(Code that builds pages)
# # #

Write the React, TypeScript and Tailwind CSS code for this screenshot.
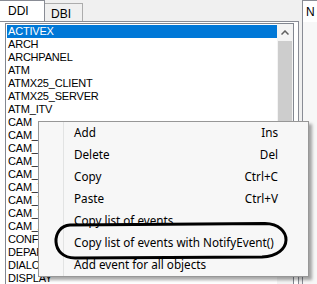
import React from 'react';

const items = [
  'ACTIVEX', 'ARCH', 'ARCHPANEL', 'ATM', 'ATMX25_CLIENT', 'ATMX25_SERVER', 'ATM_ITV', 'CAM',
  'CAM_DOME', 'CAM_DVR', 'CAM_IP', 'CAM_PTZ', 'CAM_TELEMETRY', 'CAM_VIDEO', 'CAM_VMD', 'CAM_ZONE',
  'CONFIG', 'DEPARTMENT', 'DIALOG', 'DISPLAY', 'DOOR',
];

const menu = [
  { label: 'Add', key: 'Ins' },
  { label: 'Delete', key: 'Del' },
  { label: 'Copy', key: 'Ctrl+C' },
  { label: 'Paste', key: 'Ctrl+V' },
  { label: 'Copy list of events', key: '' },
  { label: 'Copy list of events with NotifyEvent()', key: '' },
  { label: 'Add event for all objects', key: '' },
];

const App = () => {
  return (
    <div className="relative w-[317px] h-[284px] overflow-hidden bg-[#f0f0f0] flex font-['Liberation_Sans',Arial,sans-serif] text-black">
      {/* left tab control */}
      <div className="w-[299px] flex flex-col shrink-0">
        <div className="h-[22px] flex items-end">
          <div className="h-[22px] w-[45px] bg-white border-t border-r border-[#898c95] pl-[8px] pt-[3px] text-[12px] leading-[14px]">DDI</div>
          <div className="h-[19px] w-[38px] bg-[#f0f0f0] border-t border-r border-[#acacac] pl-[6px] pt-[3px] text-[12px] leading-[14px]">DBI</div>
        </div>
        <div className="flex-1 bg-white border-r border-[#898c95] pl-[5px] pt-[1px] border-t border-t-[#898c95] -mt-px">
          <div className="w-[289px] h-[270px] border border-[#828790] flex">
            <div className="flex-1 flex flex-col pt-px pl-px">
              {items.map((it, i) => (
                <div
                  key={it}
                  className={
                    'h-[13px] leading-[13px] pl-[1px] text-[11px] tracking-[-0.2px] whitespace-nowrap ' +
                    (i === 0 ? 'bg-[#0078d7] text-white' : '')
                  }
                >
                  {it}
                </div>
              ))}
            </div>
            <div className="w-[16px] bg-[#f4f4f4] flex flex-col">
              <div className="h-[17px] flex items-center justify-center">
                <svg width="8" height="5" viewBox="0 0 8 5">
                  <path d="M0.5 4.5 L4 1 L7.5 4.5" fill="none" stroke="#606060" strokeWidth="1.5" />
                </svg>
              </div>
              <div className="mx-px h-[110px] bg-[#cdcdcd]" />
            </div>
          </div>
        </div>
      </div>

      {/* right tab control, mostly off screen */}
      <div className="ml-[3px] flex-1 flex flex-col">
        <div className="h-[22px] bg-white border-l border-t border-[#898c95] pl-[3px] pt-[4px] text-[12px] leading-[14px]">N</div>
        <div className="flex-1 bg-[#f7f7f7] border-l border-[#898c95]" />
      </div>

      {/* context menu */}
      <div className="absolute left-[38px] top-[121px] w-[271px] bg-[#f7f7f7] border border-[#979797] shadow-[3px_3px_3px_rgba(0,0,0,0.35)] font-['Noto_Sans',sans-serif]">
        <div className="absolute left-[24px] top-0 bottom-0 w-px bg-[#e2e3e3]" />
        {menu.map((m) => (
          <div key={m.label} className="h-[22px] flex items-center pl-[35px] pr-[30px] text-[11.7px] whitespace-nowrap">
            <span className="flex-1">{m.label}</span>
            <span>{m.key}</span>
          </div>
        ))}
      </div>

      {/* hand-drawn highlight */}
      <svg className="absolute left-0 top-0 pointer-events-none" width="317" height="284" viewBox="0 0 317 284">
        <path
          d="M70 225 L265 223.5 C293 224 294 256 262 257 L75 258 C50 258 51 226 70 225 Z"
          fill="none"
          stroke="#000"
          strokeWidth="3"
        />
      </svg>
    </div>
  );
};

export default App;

# # #

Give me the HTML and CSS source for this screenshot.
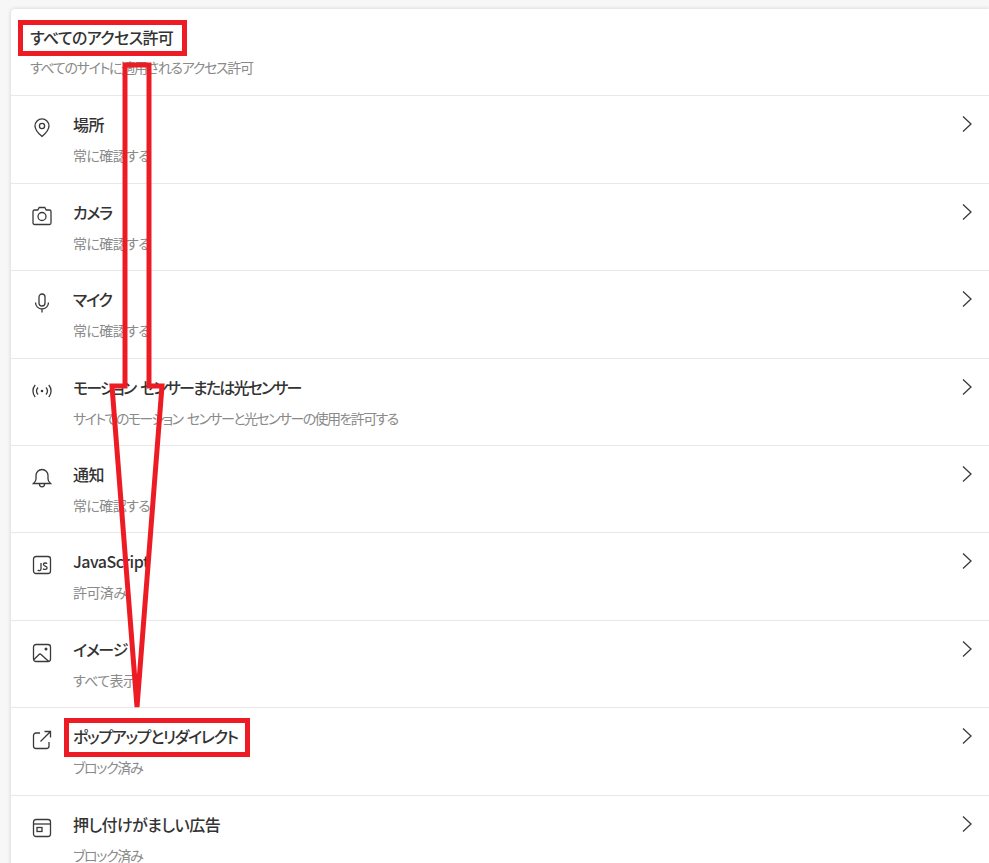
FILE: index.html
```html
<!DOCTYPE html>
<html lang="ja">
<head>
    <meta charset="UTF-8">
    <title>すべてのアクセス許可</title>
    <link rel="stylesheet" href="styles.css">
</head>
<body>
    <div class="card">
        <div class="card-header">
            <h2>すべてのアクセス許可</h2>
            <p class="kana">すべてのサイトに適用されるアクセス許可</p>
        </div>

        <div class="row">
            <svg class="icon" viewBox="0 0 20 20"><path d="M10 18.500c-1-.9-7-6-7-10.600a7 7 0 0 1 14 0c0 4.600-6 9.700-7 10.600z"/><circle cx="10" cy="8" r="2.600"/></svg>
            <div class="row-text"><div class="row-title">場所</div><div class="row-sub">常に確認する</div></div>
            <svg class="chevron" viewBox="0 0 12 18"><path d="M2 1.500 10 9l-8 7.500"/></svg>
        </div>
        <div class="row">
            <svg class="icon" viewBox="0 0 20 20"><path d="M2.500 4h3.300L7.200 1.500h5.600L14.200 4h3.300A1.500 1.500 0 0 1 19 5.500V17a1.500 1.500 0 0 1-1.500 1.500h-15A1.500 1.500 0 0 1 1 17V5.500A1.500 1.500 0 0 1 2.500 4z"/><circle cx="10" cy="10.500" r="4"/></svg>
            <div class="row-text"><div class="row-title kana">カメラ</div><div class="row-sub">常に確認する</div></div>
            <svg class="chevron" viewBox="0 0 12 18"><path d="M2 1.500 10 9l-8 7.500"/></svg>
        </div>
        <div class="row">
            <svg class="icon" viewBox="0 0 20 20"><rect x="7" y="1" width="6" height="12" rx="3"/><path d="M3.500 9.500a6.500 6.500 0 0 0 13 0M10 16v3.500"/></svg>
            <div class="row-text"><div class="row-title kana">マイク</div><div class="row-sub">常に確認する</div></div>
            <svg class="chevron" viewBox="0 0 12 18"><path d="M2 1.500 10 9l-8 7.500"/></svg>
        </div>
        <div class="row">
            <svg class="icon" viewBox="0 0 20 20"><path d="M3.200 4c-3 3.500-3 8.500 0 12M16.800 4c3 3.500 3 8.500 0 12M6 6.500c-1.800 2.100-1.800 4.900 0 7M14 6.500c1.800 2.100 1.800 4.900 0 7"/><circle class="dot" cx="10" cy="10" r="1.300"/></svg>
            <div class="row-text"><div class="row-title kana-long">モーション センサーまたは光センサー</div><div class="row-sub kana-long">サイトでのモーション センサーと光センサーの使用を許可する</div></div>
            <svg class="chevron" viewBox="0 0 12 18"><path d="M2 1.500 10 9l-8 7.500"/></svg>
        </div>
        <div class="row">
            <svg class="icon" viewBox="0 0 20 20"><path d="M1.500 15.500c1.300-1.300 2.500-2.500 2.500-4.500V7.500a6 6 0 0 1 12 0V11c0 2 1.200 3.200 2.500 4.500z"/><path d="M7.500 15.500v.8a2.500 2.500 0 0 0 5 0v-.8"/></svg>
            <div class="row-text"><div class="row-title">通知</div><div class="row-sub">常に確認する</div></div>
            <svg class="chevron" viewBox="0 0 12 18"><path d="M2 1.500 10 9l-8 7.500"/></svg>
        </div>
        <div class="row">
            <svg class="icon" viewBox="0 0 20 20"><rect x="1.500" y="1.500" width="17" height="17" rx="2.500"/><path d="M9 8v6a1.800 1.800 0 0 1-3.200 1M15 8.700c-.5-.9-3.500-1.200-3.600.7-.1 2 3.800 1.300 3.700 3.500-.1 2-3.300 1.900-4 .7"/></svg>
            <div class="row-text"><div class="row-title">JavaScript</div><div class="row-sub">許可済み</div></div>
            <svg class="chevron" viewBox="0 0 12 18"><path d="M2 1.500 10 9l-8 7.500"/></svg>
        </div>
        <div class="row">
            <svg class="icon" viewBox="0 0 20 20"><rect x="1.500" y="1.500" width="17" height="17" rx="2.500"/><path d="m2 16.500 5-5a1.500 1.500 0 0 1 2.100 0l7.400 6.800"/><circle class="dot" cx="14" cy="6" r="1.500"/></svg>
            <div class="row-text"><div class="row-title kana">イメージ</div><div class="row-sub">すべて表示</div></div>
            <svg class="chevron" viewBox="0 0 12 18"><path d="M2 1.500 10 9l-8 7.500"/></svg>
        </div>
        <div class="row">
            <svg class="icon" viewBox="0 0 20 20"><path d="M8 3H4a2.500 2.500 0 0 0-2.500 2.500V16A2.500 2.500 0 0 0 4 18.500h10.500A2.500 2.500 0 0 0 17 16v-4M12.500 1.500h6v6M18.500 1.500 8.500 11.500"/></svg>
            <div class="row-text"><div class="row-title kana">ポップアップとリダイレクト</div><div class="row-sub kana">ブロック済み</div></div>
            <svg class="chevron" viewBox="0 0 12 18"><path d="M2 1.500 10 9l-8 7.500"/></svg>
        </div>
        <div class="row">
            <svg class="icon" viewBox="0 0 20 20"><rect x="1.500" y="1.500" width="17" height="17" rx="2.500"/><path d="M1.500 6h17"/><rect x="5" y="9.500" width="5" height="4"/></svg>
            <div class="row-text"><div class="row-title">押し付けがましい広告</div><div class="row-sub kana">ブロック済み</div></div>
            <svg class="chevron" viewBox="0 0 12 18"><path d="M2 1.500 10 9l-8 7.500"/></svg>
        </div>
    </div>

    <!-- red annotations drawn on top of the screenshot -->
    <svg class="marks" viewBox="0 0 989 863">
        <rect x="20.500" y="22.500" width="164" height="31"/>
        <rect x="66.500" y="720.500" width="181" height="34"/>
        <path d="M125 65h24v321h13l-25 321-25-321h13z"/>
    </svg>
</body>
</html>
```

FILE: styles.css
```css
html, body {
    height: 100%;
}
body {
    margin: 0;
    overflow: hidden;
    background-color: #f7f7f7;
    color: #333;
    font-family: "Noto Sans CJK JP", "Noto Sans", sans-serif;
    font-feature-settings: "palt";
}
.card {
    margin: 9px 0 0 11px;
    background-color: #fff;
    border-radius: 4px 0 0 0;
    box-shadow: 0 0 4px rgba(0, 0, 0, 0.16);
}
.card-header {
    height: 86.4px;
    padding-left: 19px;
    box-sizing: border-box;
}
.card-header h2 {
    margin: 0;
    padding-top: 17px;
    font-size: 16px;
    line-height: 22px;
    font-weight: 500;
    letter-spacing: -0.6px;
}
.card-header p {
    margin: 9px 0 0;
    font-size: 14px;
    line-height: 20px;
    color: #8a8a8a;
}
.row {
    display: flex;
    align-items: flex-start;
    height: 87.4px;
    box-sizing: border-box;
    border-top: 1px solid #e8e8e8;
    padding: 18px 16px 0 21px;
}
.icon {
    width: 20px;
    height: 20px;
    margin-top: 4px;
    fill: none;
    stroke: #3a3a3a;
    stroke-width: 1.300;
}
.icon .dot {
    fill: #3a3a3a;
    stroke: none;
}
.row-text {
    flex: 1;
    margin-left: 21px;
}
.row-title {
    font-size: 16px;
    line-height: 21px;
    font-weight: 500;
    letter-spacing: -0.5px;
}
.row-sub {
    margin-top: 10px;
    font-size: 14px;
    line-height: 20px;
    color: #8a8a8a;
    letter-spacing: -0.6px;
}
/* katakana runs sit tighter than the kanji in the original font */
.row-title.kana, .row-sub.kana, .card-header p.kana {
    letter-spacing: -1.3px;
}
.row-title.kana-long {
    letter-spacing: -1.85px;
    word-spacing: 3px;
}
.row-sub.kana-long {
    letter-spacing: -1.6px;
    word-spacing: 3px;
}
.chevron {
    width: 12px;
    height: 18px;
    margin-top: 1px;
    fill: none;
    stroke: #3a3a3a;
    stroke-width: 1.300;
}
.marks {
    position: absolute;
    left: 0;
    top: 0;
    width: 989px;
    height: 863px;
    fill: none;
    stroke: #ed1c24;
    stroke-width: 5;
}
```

# # #

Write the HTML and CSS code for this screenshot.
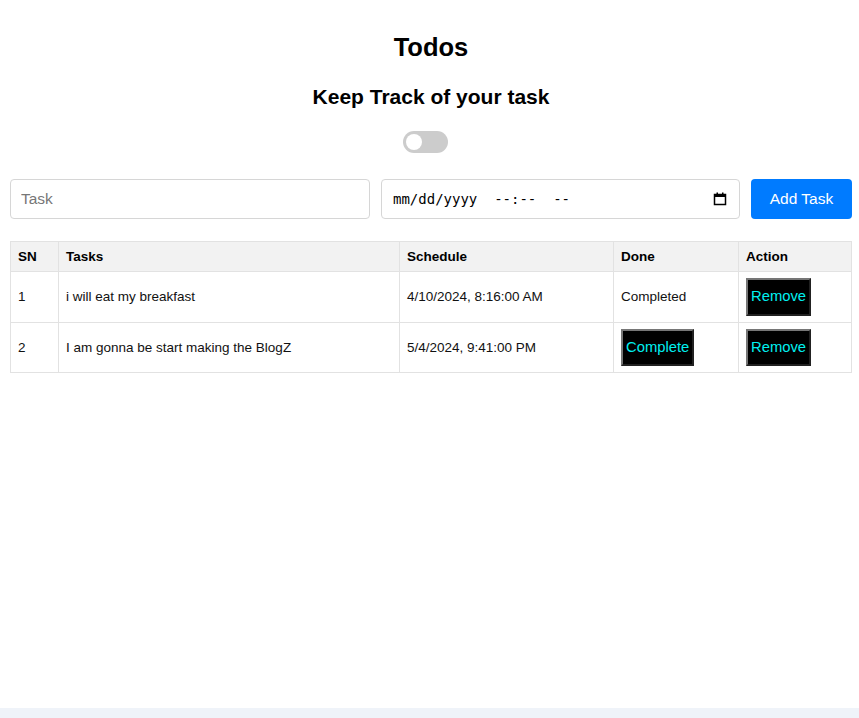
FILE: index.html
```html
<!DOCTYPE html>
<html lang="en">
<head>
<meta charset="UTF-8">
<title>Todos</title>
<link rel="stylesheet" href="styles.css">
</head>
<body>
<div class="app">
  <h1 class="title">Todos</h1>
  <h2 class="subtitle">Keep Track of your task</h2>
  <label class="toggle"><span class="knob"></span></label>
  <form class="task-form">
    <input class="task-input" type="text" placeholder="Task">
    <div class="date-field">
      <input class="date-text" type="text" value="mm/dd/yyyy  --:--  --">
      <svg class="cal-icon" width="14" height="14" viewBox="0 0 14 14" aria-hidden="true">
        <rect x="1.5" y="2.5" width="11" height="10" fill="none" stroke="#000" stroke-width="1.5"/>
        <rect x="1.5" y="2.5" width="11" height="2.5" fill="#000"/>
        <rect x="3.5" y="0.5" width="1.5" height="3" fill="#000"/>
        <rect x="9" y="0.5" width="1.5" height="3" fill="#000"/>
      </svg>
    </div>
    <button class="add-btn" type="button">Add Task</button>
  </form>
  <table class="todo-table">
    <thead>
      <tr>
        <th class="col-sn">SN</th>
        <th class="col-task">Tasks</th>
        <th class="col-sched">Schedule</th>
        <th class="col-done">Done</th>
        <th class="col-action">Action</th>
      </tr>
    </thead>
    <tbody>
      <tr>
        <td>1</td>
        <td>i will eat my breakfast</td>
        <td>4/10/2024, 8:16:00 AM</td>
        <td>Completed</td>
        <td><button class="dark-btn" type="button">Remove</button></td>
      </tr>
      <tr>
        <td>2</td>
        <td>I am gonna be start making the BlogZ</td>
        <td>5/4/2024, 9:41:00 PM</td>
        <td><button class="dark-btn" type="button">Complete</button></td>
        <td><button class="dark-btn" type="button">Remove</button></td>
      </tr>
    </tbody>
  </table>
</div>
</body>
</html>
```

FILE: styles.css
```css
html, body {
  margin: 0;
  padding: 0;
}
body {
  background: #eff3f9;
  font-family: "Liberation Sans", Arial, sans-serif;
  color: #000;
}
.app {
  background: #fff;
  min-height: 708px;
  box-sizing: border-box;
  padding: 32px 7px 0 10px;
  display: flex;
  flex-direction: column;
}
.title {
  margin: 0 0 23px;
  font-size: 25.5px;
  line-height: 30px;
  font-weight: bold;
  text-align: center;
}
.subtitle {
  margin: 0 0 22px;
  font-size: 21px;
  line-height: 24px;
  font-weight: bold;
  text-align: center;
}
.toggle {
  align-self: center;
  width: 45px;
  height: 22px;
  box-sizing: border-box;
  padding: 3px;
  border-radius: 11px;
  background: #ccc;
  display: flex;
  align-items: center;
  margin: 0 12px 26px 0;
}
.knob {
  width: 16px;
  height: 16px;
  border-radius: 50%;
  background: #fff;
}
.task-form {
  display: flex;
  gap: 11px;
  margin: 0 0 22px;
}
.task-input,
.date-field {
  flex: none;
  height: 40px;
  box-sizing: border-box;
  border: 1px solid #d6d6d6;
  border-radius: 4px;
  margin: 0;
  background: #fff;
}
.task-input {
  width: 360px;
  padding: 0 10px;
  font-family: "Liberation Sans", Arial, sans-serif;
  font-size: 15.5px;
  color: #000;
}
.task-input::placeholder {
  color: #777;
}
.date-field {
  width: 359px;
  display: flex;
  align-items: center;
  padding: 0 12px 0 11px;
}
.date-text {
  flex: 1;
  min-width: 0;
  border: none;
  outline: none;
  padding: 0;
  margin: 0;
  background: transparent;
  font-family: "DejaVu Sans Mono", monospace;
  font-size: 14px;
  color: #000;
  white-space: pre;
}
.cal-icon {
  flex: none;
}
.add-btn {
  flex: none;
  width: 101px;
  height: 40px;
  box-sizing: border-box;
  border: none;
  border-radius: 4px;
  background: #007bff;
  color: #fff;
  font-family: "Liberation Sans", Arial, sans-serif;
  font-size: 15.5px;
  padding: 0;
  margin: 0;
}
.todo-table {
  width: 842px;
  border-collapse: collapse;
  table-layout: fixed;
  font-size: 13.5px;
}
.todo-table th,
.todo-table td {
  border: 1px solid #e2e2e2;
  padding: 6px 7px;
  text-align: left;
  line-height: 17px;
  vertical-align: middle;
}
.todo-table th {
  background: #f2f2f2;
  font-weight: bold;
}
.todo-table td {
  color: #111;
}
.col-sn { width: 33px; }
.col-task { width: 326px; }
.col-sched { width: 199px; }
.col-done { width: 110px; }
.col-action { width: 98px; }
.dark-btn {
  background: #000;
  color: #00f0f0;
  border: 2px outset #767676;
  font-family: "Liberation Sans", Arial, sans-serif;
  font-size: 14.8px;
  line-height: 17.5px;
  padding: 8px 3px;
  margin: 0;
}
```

# # #

## EXERCISE TASK
In the entries above, find each line with the string "React" and copy it.

## COMPLETE OUTPUT
Write the React, TypeScript and Tailwind CSS code for this screenshot.
import React from 'react';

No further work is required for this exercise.